An increasing number of Americans are giving up their citizenship, with one motivation being strict tax rules, which extend to those that now live abroad. The workload is so high that the agency responsible for processing citizenship renunciations has raised its fees.
A risky decision?
People assume that they will still be able to return to the U.S. to visit friends and family even after giving up their citizenship, but recent events have shown this to be a dangerous assumption. Roger Ver, also known as Bitcoin Jesus, gave up his citizenship and has just seen his request for a non-immigrant visa rejected.
The U.S. Embassy in Barbados claimed that Ver could not demonstrate sufficiently strong ties to his new home to convince them that he would definitely return following his visit to the States, but his application may also have been rejected due to his setting-up of a website which helps wealthy Americans buy citizenship in St. Kitts and Nevis.
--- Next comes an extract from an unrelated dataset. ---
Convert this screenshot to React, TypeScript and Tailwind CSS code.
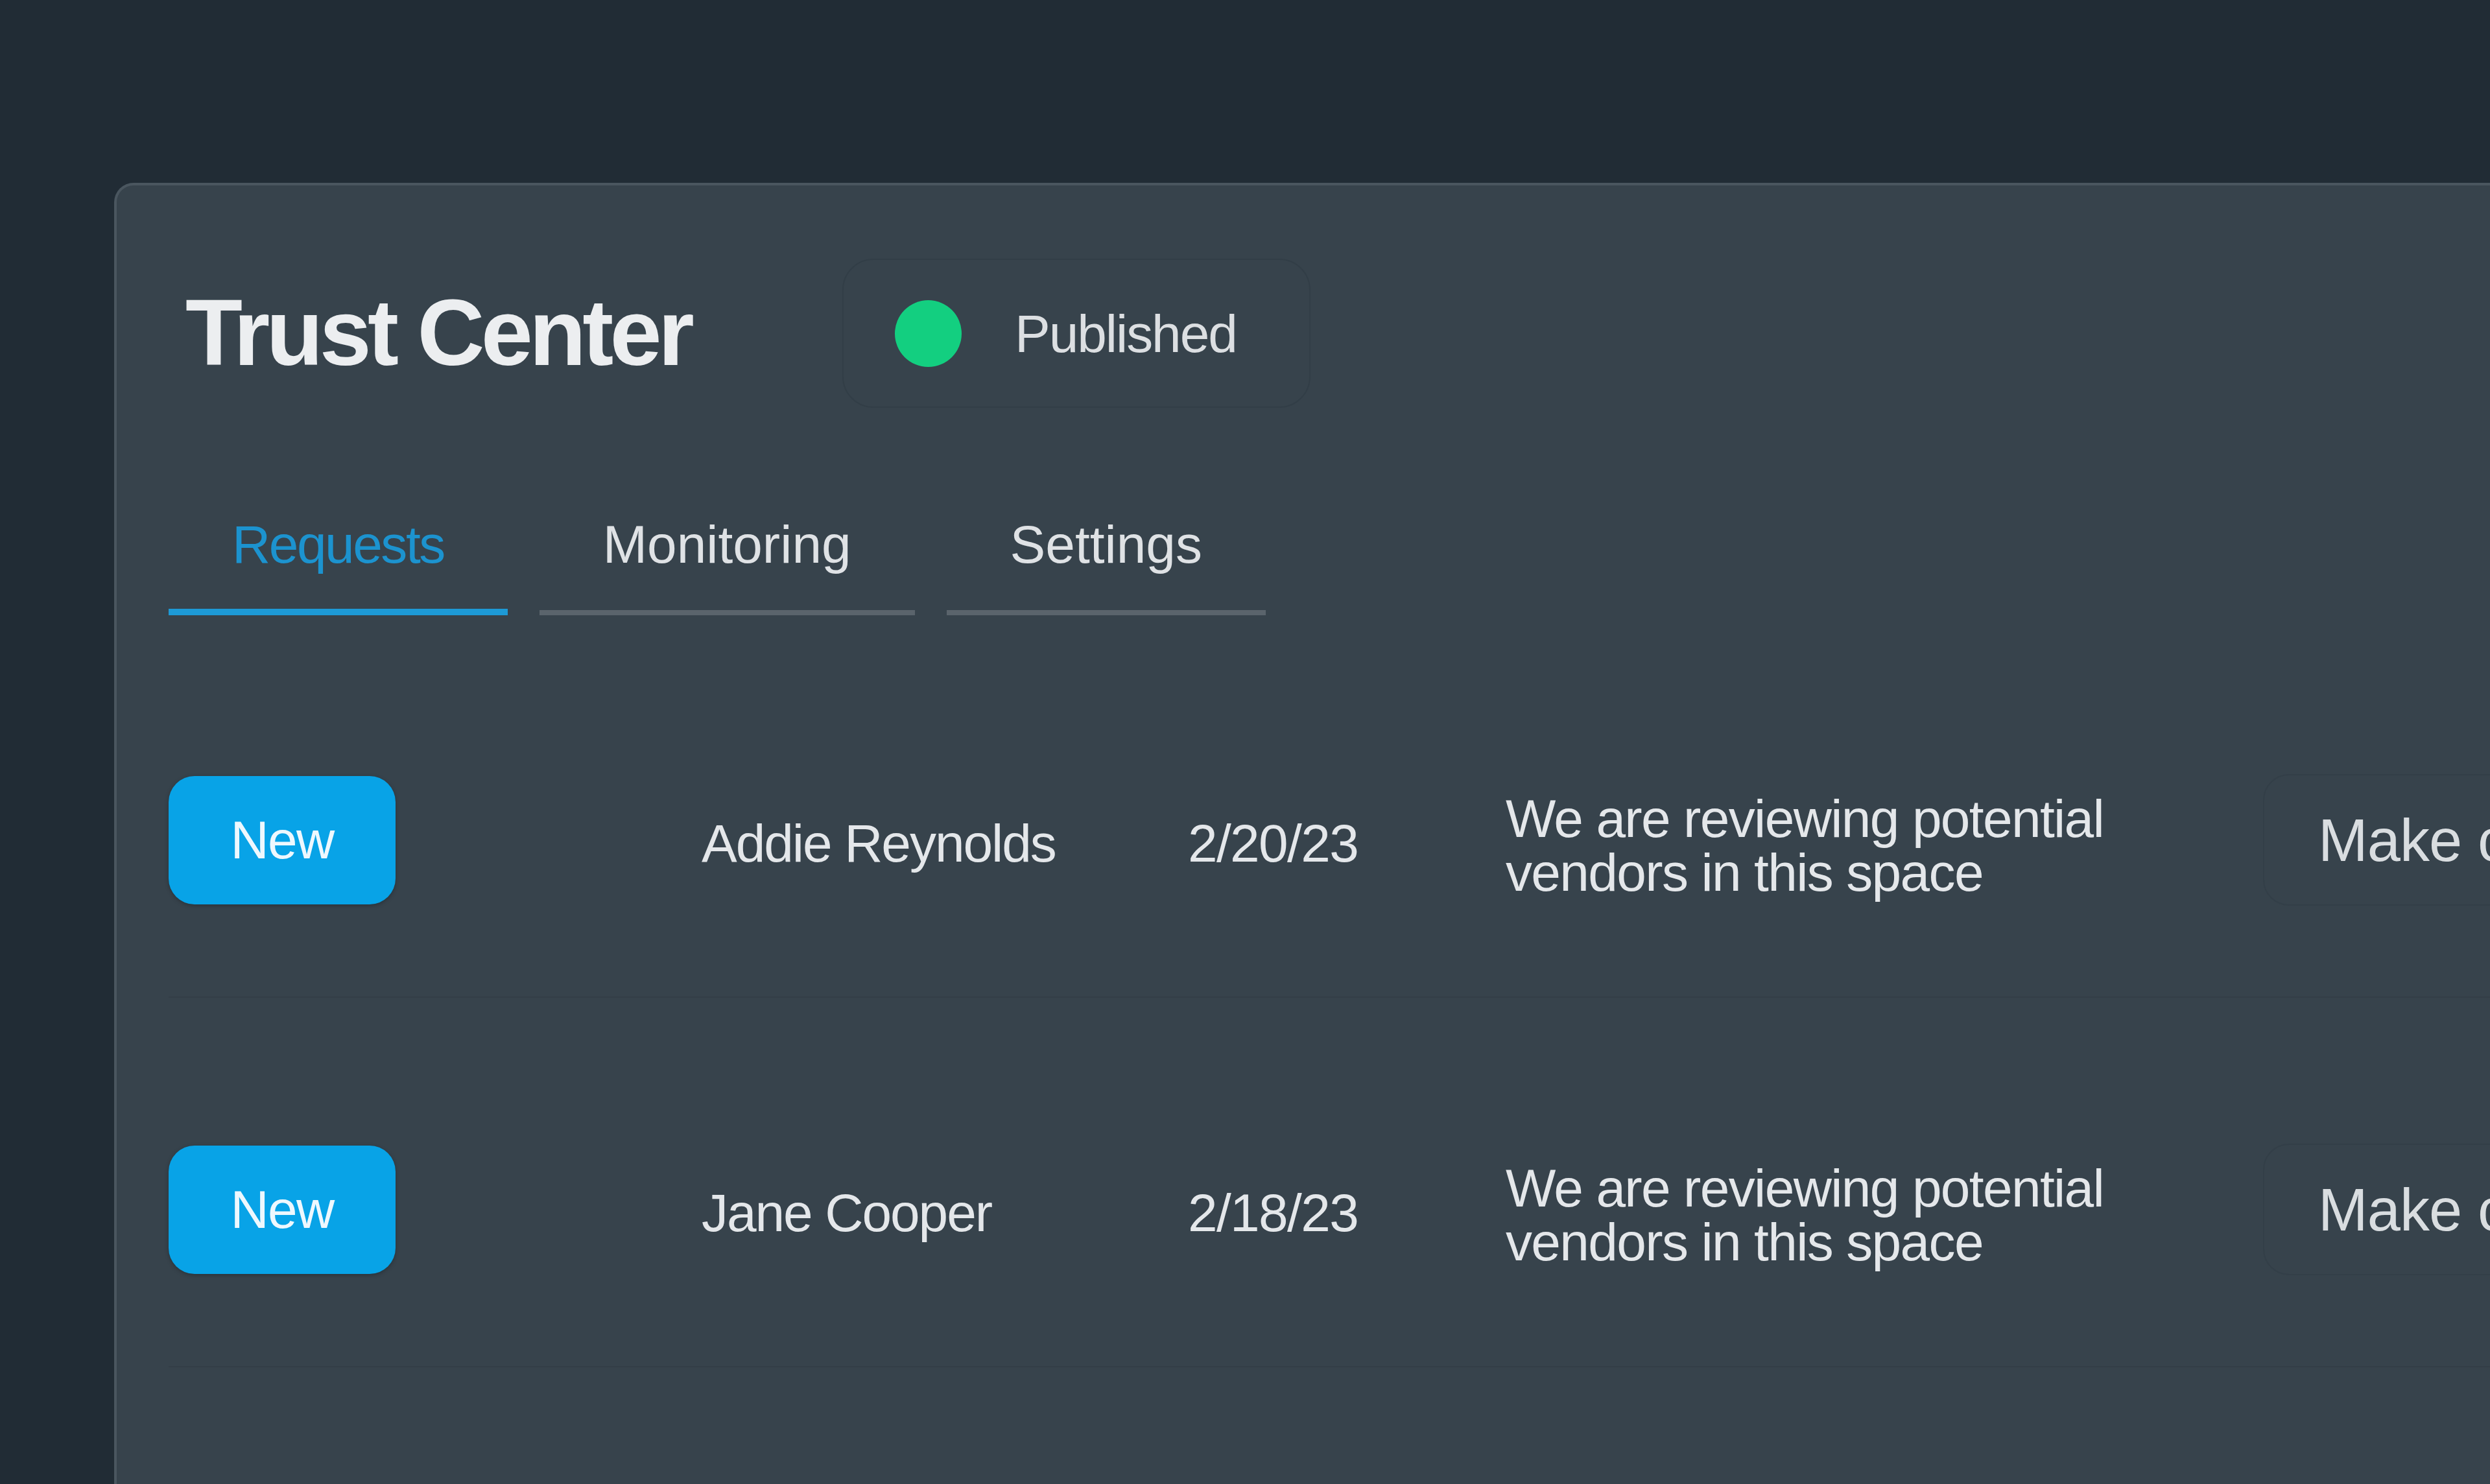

Record numbers of Americans are renouncing their citizenship, with 2013 alone seeing a 221% increase. It is thought that many more are not included on official lists. Previously it did not matter what your motivations were for leaving, but Senators Chuck Schumer and Bob Casey introduced a bill which will double the exit tax to 30% if you leave for tax reasons.
U.S. Citizenship exit requirements
In order to leave the U.S. you prove that you have complied with tax laws for a period of 5 years. Those with a net worth of over $2 million, or average annual net income tax over the past 5 years of $157,000 or more for 2014, are subject to an exit tax. Think of it as a capital gain tax, which handily has an exception of $680,000 for 2014. You may also be required to pay the tax as a long-term resident giving up your Green Card.
These taxes do not seem to be discouraging people from leaving, perhaps because of the fact that with careful planning the tax can be vastly reduced or eliminated. Although it may be possible to reduce your tax burden, the shifting immigration situation should discourage people from acting hastily. You might end up barred from your own country.